Dataset extract:
____

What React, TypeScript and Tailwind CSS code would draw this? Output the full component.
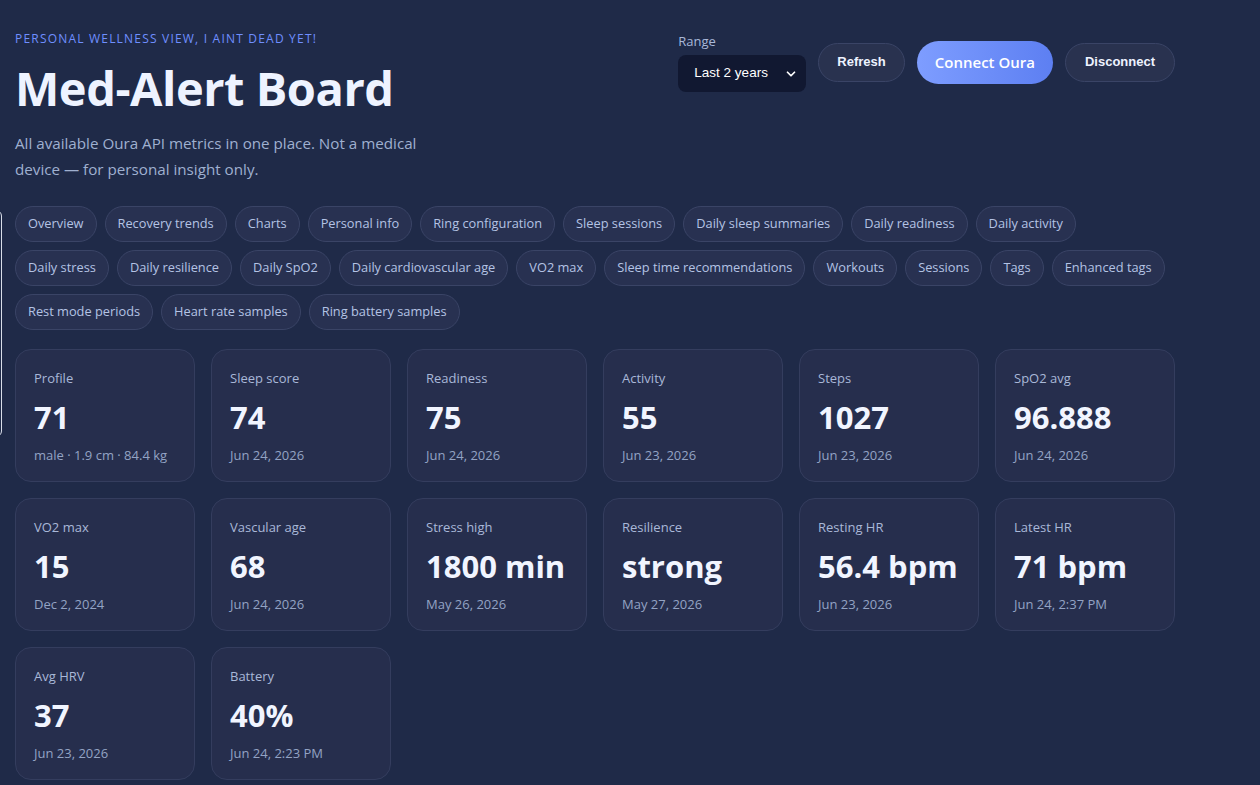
import { ChevronDown } from 'lucide-react';

const tabs = [
  'Overview',
  'Recovery trends',
  'Charts',
  'Personal info',
  'Ring configuration',
  'Sleep sessions',
  'Daily sleep summaries',
  'Daily readiness',
  'Daily activity',
  'Daily stress',
  'Daily resilience',
  'Daily SpO2',
  'Daily cardiovascular age',
  'VO2 max',
  'Sleep time recommendations',
  'Workouts',
  'Sessions',
  'Tags',
  'Enhanced tags',
  'Rest mode periods',
  'Heart rate samples',
  'Ring battery samples',
];

const metrics = [
  { label: 'Profile', value: '71', sub: 'male · 1.9 cm · 84.4 kg' },
  { label: 'Sleep score', value: '74', sub: 'Jun 24, 2026' },
  { label: 'Readiness', value: '75', sub: 'Jun 24, 2026' },
  { label: 'Activity', value: '55', sub: 'Jun 23, 2026' },
  { label: 'Steps', value: '1027', sub: 'Jun 23, 2026' },
  { label: 'SpO2 avg', value: '96.888', sub: 'Jun 24, 2026' },
  { label: 'VO2 max', value: '15', sub: 'Dec 2, 2024' },
  { label: 'Vascular age', value: '68', sub: 'Jun 24, 2026' },
  { label: 'Stress high', value: '1800 min', sub: 'May 26, 2026' },
  { label: 'Resilience', value: 'strong', sub: 'May 27, 2026' },
  { label: 'Resting HR', value: '56.4 bpm', sub: 'Jun 23, 2026' },
  { label: 'Latest HR', value: '71 bpm', sub: 'Jun 24, 2:37 PM' },
  { label: 'Avg HRV', value: '37', sub: 'Jun 23, 2026' },
  { label: 'Battery', value: '40%', sub: 'Jun 24, 2:23 PM' },
];

function MetricCard({ label, value, sub }: { label: string; value: string; sub: string }) {
  return (
    <div className="h-[133px] rounded-2xl border border-[#343d5e] bg-[#262e4d] px-[18px] pt-[19px]">
      <div className="text-[13px] leading-[18px] text-[#a9b8d8]">{label}</div>
      <div className="mt-[12px] text-[31px] font-bold leading-[36px] text-[#f1f5ff]">{value}</div>
      <div className="mt-[11px] text-[13px] leading-[18px] text-[#93a3c4]">{sub}</div>
    </div>
  );
}

export default function App() {
  return (
    <div
      className="relative min-h-[785px] overflow-hidden bg-[#1f2a48] pl-[15px]"
      style={{ fontFamily: '"Open Sans", "Noto Sans", sans-serif' }}
    >
      {/* offscreen panel edge */}
      <div className="absolute left-[-200px] top-[210px] h-[227px] w-[202px] rounded-md border border-[#d8dde8]" />

      <div className="w-[1160px]">
        {/* Header */}
        <div className="flex items-start justify-between pt-[31px]">
          <div>
            <div className="text-[12px] uppercase leading-[16px] tracking-[0.1em] text-[#6f8fff]">
              Personal wellness view, I aint dead yet!
            </div>
            <h1 className="mt-[13px] text-[47px] font-bold leading-[56px] tracking-[-0.01em] text-[#eef3ff]">
              Med-Alert Board
            </h1>
            <p className="mt-[14px] w-[420px] text-[15.2px] leading-[26px] text-[#9fb0d0]">
              All available Oura API metrics in one place. Not a medical device — for personal insight only.
            </p>
          </div>

          <div className="flex items-center gap-3 pt-[1px]">
            <div className="flex flex-col">
              <span className="text-[13px] leading-[18px] text-[#a9b8d8]">Range</span>
              <div
                className="mt-[5px] flex h-[37px] w-[128px] items-center justify-between rounded-lg bg-[#111831] pl-4 pr-2 text-[13.5px] text-white"
                style={{ fontFamily: '"Liberation Sans", Arial, sans-serif' }}
              >
                <span>Last 2 years</span>
                <ChevronDown size={14} strokeWidth={3} />
              </div>
            </div>
            <button
              className="h-[39px] rounded-full border border-[#3a4466] bg-[#29324f] px-[18px] text-[13px] font-bold text-[#eef3ff]"
              style={{ fontFamily: '"Liberation Sans", Arial, sans-serif' }}
            >
              Refresh
            </button>
            <button className="h-[43px] rounded-full bg-gradient-to-r from-[#7e9dff] to-[#5d7ff2] px-[18px] text-[15px] font-semibold text-white">
              Connect Oura
            </button>
            <button
              className="h-[39px] rounded-full border border-[#3a4466] bg-[#29324f] px-[19px] text-[13px] font-bold text-[#eef3ff]"
              style={{ fontFamily: '"Liberation Sans", Arial, sans-serif' }}
            >
              Disconnect
            </button>
          </div>
        </div>

        {/* Tabs */}
        <div className="mt-[24px] flex w-[1156px] flex-wrap gap-2">
          {tabs.map((t) => (
            <button
              key={t}
              className="h-9 rounded-full border border-[#3a4466] bg-[#283151] px-3 text-[12.8px] text-[#b4c3e4]"
            >
              {t}
            </button>
          ))}
        </div>

        {/* Metrics */}
        <div className="mt-[19px] grid grid-cols-6 gap-4">
          {metrics.map((m) => (
            <MetricCard key={m.label} {...m} />
          ))}
        </div>
      </div>
    </div>
  );
}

____

Task to complete: Copy out all the data exactly; skip the pictures.

Completed task:
What React, TypeScript and Tailwind CSS code would draw this? Output the full component.
import { ChevronDown } from 'lucide-react';

const tabs = [
  'Overview',
  'Recovery trends',
  'Charts',
  'Personal info',
  'Ring configuration',
  'Sleep sessions',
  'Daily sleep summaries',
  'Daily readiness',
  'Daily activity',
  'Daily stress',
  'Daily resilience',
  'Daily SpO2',
  'Daily cardiovascular age',
  'VO2 max',
  'Sleep time recommendations',
  'Workouts',
  'Sessions',
  'Tags',
  'Enhanced tags',
  'Rest mode periods',
  'Heart rate samples',
  'Ring battery samples',
];

const metrics = [
  { label: 'Profile', value: '71', sub: 'male · 1.9 cm · 84.4 kg' },
  { label: 'Sleep score', value: '74', sub: 'Jun 24, 2026' },
  { label: 'Readiness', value: '75', sub: 'Jun 24, 2026' },
  { label: 'Activity', value: '55', sub: 'Jun 23, 2026' },
  { label: 'Steps', value: '1027', sub: 'Jun 23, 2026' },
  { label: 'SpO2 avg', value: '96.888', sub: 'Jun 24, 2026' },
  { label: 'VO2 max', value: '15', sub: 'Dec 2, 2024' },
  { label: 'Vascular age', value: '68', sub: 'Jun 24, 2026' },
  { label: 'Stress high', value: '1800 min', sub: 'May 26, 2026' },
  { label: 'Resilience', value: 'strong', sub: 'May 27, 2026' },
  { label: 'Resting HR', value: '56.4 bpm', sub: 'Jun 23, 2026' },
  { label: 'Latest HR', value: '71 bpm', sub: 'Jun 24, 2:37 PM' },
  { label: 'Avg HRV', value: '37', sub: 'Jun 23, 2026' },
  { label: 'Battery', value: '40%', sub: 'Jun 24, 2:23 PM' },
];

function MetricCard({ label, value, sub }: { label: string; value: string; sub: string }) {
  return (
    <div className="h-[133px] rounded-2xl border border-[#343d5e] bg-[#262e4d] px-[18px] pt-[19px]">
      <div className="text-[13px] leading-[18px] text-[#a9b8d8]">{label}</div>
      <div className="mt-[12px] text-[31px] font-bold leading-[36px] text-[#f1f5ff]">{value}</div>
      <div className="mt-[11px] text-[13px] leading-[18px] text-[#93a3c4]">{sub}</div>
    </div>
  );
}

export default function App() {
  return (
    <div
      className="relative min-h-[785px] overflow-hidden bg-[#1f2a48] pl-[15px]"
      style={{ fontFamily: '"Open Sans", "Noto Sans", sans-serif' }}
    >
      {/* offscreen panel edge */}
      <div className="absolute left-[-200px] top-[210px] h-[227px] w-[202px] rounded-md border border-[#d8dde8]" />

      <div className="w-[1160px]">
        {/* Header */}
        <div className="flex items-start justify-between pt-[31px]">
          <div>
            <div className="text-[12px] uppercase leading-[16px] tracking-[0.1em] text-[#6f8fff]">
              Personal wellness view, I aint dead yet!
            </div>
            <h1 className="mt-[13px] text-[47px] font-bold leading-[56px] tracking-[-0.01em] text-[#eef3ff]">
              Med-Alert Board
            </h1>
            <p className="mt-[14px] w-[420px] text-[15.2px] leading-[26px] text-[#9fb0d0]">
              All available Oura API metrics in one place. Not a medical device — for personal insight only.
            </p>
          </div>

          <div className="flex items-center gap-3 pt-[1px]">
            <div className="flex flex-col">
              <span className="text-[13px] leading-[18px] text-[#a9b8d8]">Range</span>
              <div
                className="mt-[5px] flex h-[37px] w-[128px] items-center justify-between rounded-lg bg-[#111831] pl-4 pr-2 text-[13.5px] text-white"
                style={{ fontFamily: '"Liberation Sans", Arial, sans-serif' }}
              >
                <span>Last 2 years</span>
                <ChevronDown size={14} strokeWidth={3} />
              </div>
            </div>
            <button
              className="h-[39px] rounded-full border border-[#3a4466] bg-[#29324f] px-[18px] text-[13px] font-bold text-[#eef3ff]"
              style={{ fontFamily: '"Liberation Sans", Arial, sans-serif' }}
            >
              Refresh
            </button>
            <button className="h-[43px] rounded-full bg-gradient-to-r from-[#7e9dff] to-[#5d7ff2] px-[18px] text-[15px] font-semibold text-white">
              Connect Oura
            </button>
            <button
              className="h-[39px] rounded-full border border-[#3a4466] bg-[#29324f] px-[19px] text-[13px] font-bold text-[#eef3ff]"
              style={{ fontFamily: '"Liberation Sans", Arial, sans-serif' }}
            >
              Disconnect
            </button>
          </div>
        </div>

        {/* Tabs */}
        <div className="mt-[24px] flex w-[1156px] flex-wrap gap-2">
          {tabs.map((t) => (
            <button
              key={t}
              className="h-9 rounded-full border border-[#3a4466] bg-[#283151] px-3 text-[12.8px] text-[#b4c3e4]"
            >
              {t}
            </button>
          ))}
        </div>

        {/* Metrics */}
        <div className="mt-[19px] grid grid-cols-6 gap-4">
          {metrics.map((m) => (
            <MetricCard key={m.label} {...m} />
          ))}
        </div>
      </div>
    </div>
  );
}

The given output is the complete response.